**Short task:** State only the count of lines in the listing below that hold "index".

**Source material:**
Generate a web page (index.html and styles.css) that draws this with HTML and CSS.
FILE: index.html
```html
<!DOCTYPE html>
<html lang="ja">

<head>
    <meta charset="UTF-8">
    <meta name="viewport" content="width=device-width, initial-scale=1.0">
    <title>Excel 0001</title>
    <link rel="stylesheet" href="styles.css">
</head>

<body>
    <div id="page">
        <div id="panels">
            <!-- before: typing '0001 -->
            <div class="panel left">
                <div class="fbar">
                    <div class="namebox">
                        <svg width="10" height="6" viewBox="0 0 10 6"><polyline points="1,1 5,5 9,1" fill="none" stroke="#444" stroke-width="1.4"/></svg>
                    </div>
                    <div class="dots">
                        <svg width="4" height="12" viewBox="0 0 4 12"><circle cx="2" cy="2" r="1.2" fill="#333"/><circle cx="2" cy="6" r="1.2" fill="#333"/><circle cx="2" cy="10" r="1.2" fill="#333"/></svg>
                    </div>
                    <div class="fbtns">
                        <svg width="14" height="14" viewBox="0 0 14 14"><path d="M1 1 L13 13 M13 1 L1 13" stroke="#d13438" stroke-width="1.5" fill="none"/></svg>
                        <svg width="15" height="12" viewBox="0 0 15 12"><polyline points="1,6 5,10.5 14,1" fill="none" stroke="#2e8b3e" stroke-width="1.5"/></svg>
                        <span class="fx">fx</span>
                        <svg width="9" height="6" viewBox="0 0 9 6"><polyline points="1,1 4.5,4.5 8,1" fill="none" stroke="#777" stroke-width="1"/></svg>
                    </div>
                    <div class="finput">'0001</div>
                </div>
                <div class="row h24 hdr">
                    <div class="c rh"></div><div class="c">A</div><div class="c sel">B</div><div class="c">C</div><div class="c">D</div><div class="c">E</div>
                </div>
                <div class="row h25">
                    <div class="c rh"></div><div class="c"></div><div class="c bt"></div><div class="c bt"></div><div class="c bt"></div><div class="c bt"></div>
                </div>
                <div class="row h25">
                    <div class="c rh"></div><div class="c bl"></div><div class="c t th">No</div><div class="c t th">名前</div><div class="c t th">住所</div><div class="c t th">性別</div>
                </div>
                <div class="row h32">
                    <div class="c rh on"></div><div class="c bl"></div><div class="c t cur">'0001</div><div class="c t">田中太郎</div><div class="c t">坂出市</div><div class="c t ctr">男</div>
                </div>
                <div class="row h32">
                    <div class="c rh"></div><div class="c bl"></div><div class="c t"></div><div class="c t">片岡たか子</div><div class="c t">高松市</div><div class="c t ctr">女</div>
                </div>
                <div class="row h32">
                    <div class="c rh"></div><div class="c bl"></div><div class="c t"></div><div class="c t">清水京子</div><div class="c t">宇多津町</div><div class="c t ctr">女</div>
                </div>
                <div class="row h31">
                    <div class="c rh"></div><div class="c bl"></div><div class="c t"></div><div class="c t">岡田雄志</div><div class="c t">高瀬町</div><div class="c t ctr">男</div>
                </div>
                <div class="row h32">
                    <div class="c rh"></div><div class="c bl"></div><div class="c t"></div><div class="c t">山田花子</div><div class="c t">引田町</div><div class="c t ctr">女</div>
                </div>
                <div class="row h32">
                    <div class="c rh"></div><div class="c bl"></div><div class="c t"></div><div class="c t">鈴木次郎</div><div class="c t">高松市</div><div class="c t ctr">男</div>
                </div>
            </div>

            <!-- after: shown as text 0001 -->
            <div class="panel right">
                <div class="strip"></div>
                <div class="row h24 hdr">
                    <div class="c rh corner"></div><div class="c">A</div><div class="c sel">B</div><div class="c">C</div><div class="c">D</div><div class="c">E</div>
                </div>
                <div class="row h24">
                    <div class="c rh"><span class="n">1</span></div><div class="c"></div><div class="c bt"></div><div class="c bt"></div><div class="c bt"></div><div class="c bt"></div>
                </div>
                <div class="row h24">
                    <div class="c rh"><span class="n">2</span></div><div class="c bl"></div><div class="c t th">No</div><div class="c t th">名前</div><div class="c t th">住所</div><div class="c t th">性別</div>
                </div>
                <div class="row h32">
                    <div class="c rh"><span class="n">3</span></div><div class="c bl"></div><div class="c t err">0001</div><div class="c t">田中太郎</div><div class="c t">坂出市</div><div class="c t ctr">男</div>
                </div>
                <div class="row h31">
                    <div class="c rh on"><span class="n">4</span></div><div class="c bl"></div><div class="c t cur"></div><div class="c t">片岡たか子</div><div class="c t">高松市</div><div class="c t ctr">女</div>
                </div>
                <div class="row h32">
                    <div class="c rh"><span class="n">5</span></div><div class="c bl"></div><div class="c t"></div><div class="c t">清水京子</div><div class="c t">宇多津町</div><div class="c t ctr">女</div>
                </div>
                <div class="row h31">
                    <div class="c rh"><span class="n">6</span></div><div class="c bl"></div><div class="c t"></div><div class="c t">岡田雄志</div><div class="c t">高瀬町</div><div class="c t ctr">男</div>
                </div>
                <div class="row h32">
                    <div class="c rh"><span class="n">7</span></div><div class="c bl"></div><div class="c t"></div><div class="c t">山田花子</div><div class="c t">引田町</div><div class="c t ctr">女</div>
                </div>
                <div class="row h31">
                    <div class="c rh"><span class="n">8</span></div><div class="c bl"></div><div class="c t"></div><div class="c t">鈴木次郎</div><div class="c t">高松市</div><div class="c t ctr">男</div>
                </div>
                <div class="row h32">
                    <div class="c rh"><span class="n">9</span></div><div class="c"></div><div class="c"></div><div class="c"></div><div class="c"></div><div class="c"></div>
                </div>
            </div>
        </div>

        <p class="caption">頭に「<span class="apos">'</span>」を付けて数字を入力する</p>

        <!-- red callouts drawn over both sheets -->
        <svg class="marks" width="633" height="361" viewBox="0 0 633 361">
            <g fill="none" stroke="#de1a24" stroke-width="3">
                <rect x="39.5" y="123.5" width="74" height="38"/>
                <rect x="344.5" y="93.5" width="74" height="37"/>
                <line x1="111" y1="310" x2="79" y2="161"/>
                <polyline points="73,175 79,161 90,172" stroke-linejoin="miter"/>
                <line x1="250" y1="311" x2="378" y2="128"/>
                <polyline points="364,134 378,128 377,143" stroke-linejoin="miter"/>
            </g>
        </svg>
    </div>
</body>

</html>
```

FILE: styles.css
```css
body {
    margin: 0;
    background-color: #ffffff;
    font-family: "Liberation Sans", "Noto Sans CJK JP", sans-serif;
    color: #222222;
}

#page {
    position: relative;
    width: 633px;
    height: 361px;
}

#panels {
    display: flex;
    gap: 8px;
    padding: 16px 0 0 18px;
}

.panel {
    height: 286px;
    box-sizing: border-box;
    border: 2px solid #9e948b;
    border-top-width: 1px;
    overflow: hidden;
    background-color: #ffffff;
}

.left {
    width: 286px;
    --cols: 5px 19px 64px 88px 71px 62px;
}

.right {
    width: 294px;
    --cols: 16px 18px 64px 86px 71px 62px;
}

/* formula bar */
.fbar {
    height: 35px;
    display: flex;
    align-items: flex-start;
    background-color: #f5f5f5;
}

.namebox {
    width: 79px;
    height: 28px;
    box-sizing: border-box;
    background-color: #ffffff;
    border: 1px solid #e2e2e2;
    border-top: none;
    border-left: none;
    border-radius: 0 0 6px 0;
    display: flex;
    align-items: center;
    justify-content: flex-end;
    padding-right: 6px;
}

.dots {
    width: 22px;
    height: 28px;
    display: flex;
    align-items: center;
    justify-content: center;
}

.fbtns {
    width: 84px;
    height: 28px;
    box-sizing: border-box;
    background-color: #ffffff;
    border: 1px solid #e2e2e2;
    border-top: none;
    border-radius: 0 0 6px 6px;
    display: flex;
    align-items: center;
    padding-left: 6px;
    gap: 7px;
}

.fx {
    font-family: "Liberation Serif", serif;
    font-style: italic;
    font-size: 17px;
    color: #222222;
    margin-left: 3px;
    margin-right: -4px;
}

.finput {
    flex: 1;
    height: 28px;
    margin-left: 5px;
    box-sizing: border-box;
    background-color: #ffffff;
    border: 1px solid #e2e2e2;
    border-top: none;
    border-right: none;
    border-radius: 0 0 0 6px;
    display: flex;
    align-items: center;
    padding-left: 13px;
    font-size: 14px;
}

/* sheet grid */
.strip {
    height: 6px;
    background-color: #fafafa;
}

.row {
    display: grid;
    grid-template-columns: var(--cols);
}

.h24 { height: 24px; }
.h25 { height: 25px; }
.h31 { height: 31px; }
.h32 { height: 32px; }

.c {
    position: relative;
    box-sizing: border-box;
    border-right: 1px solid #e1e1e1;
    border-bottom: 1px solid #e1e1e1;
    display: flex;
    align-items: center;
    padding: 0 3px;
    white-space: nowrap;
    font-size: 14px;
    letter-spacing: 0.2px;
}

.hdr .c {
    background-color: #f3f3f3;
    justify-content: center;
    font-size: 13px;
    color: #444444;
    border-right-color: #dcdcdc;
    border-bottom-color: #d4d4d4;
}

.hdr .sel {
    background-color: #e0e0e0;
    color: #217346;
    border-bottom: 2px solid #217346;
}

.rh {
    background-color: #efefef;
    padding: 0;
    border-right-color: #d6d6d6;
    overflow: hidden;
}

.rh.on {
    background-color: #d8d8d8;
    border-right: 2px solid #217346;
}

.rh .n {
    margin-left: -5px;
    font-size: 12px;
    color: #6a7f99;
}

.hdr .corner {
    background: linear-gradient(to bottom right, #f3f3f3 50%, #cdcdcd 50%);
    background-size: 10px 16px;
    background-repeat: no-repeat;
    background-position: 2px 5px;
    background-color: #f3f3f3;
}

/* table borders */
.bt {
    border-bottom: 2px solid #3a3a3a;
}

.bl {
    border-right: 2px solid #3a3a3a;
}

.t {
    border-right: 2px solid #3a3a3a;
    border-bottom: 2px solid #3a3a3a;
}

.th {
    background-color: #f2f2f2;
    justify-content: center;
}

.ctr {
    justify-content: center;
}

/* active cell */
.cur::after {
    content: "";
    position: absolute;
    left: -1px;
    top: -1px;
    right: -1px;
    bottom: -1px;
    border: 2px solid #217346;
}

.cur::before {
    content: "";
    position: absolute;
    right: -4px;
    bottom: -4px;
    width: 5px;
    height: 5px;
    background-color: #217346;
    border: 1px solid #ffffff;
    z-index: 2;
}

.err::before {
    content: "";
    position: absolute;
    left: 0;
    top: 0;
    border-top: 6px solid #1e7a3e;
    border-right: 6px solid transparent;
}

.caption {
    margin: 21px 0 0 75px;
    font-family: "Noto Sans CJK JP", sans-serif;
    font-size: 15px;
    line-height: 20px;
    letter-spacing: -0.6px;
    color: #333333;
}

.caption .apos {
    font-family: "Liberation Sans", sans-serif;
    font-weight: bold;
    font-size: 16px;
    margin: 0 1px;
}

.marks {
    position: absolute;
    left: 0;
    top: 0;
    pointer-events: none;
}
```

**Exercise response:** 3